What you should do: Quote the whole listing word for word. Do not include the pictures.

===== Given material =====

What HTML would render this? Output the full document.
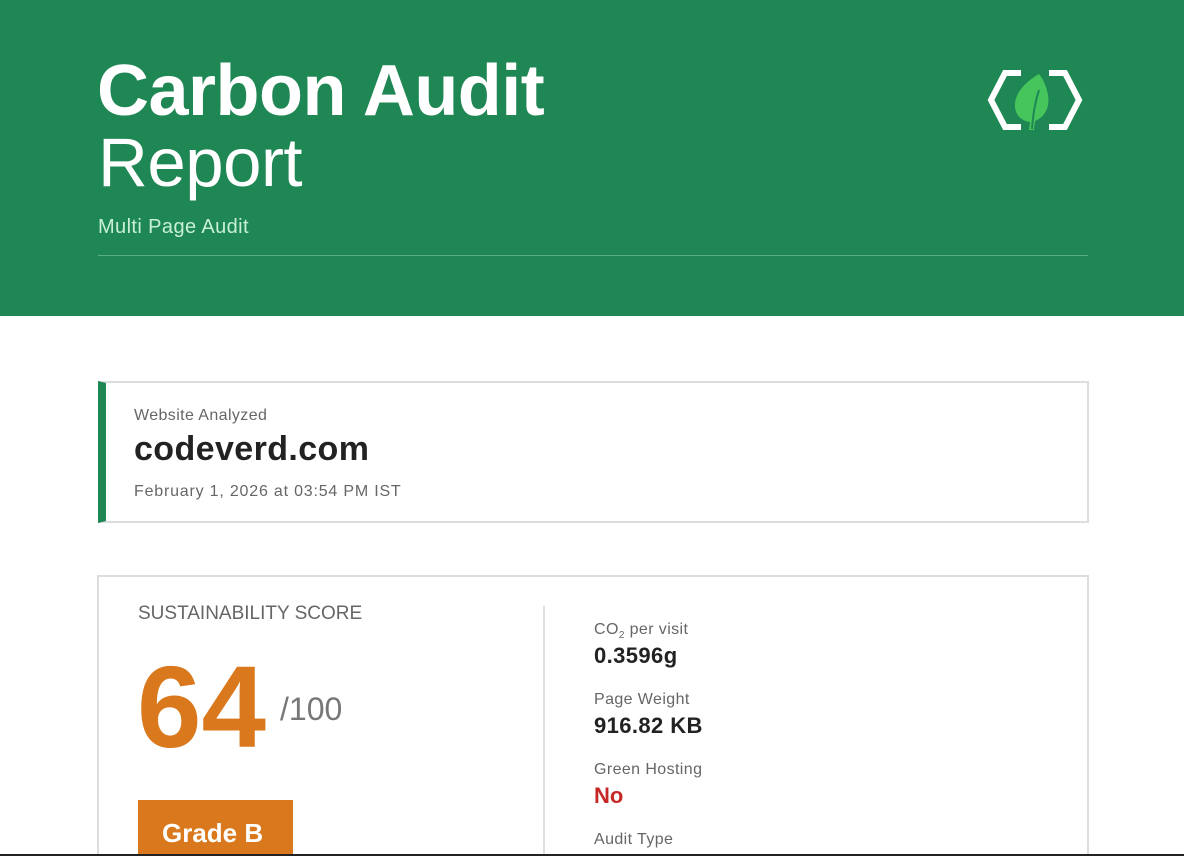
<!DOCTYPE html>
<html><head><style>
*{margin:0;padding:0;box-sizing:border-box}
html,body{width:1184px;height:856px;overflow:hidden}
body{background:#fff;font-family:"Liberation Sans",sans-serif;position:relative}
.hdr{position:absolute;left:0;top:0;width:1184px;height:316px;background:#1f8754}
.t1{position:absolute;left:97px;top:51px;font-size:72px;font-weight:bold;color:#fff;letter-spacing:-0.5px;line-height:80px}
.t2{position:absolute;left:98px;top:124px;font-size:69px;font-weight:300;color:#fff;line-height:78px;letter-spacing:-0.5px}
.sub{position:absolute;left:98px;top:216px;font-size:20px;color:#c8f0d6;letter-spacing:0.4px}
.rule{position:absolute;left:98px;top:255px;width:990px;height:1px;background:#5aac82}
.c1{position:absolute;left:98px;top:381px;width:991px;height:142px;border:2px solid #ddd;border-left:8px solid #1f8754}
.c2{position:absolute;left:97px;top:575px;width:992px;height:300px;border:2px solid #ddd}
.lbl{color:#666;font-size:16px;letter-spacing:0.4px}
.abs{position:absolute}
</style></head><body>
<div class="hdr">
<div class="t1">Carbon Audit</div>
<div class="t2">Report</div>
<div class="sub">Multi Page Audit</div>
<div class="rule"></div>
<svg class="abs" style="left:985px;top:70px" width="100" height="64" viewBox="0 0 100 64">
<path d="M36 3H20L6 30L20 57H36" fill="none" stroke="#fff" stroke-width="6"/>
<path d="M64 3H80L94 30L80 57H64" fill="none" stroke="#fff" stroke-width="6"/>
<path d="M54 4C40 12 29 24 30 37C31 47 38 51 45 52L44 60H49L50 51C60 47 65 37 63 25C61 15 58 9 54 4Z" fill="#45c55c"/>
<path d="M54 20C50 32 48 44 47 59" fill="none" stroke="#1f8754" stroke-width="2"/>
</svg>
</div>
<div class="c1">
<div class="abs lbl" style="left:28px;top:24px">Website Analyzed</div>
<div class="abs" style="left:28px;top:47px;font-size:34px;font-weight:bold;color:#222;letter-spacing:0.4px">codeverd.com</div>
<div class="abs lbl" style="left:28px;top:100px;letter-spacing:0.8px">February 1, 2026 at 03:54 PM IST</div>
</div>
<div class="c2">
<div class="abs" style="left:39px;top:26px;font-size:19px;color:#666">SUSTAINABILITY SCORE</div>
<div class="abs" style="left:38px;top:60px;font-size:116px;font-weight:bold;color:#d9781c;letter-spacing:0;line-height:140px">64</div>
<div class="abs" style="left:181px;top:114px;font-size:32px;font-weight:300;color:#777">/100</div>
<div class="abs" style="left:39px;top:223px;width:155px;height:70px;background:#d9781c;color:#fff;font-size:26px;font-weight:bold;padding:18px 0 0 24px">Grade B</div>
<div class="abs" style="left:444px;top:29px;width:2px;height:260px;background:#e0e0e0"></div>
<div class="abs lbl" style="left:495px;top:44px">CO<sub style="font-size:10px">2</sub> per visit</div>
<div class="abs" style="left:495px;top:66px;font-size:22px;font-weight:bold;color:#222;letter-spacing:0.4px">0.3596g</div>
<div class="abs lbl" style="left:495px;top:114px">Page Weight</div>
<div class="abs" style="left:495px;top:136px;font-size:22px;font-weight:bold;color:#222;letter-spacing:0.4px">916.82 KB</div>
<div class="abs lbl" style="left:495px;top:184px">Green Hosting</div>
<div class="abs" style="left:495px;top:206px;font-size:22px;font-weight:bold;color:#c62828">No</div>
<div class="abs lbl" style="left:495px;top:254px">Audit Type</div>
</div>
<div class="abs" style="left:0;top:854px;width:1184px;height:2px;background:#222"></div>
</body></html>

=====

The solution:
What HTML would render this? Output the full document.
<!DOCTYPE html>
<html><head><style>
*{margin:0;padding:0;box-sizing:border-box}
html,body{width:1184px;height:856px;overflow:hidden}
body{background:#fff;font-family:"Liberation Sans",sans-serif;position:relative}
.hdr{position:absolute;left:0;top:0;width:1184px;height:316px;background:#1f8754}
.t1{position:absolute;left:97px;top:51px;font-size:72px;font-weight:bold;color:#fff;letter-spacing:-0.5px;line-height:80px}
.t2{position:absolute;left:98px;top:124px;font-size:69px;font-weight:300;color:#fff;line-height:78px;letter-spacing:-0.5px}
.sub{position:absolute;left:98px;top:216px;font-size:20px;color:#c8f0d6;letter-spacing:0.4px}
.rule{position:absolute;left:98px;top:255px;width:990px;height:1px;background:#5aac82}
.c1{position:absolute;left:98px;top:381px;width:991px;height:142px;border:2px solid #ddd;border-left:8px solid #1f8754}
.c2{position:absolute;left:97px;top:575px;width:992px;height:300px;border:2px solid #ddd}
.lbl{color:#666;font-size:16px;letter-spacing:0.4px}
.abs{position:absolute}
</style></head><body>
<div class="hdr">
<div class="t1">Carbon Audit</div>
<div class="t2">Report</div>
<div class="sub">Multi Page Audit</div>
<div class="rule"></div>
<svg class="abs" style="left:985px;top:70px" width="100" height="64" viewBox="0 0 100 64">
<path d="M36 3H20L6 30L20 57H36" fill="none" stroke="#fff" stroke-width="6"/>
<path d="M64 3H80L94 30L80 57H64" fill="none" stroke="#fff" stroke-width="6"/>
<path d="M54 4C40 12 29 24 30 37C31 47 38 51 45 52L44 60H49L50 51C60 47 65 37 63 25C61 15 58 9 54 4Z" fill="#45c55c"/>
<path d="M54 20C50 32 48 44 47 59" fill="none" stroke="#1f8754" stroke-width="2"/>
</svg>
</div>
<div class="c1">
<div class="abs lbl" style="left:28px;top:24px">Website Analyzed</div>
<div class="abs" style="left:28px;top:47px;font-size:34px;font-weight:bold;color:#222;letter-spacing:0.4px">codeverd.com</div>
<div class="abs lbl" style="left:28px;top:100px;letter-spacing:0.8px">February 1, 2026 at 03:54 PM IST</div>
</div>
<div class="c2">
<div class="abs" style="left:39px;top:26px;font-size:19px;color:#666">SUSTAINABILITY SCORE</div>
<div class="abs" style="left:38px;top:60px;font-size:116px;font-weight:bold;color:#d9781c;letter-spacing:0;line-height:140px">64</div>
<div class="abs" style="left:181px;top:114px;font-size:32px;font-weight:300;color:#777">/100</div>
<div class="abs" style="left:39px;top:223px;width:155px;height:70px;background:#d9781c;color:#fff;font-size:26px;font-weight:bold;padding:18px 0 0 24px">Grade B</div>
<div class="abs" style="left:444px;top:29px;width:2px;height:260px;background:#e0e0e0"></div>
<div class="abs lbl" style="left:495px;top:44px">CO<sub style="font-size:10px">2</sub> per visit</div>
<div class="abs" style="left:495px;top:66px;font-size:22px;font-weight:bold;color:#222;letter-spacing:0.4px">0.3596g</div>
<div class="abs lbl" style="left:495px;top:114px">Page Weight</div>
<div class="abs" style="left:495px;top:136px;font-size:22px;font-weight:bold;color:#222;letter-spacing:0.4px">916.82 KB</div>
<div class="abs lbl" style="left:495px;top:184px">Green Hosting</div>
<div class="abs" style="left:495px;top:206px;font-size:22px;font-weight:bold;color:#c62828">No</div>
<div class="abs lbl" style="left:495px;top:254px">Audit Type</div>
</div>
<div class="abs" style="left:0;top:854px;width:1184px;height:2px;background:#222"></div>
</body></html>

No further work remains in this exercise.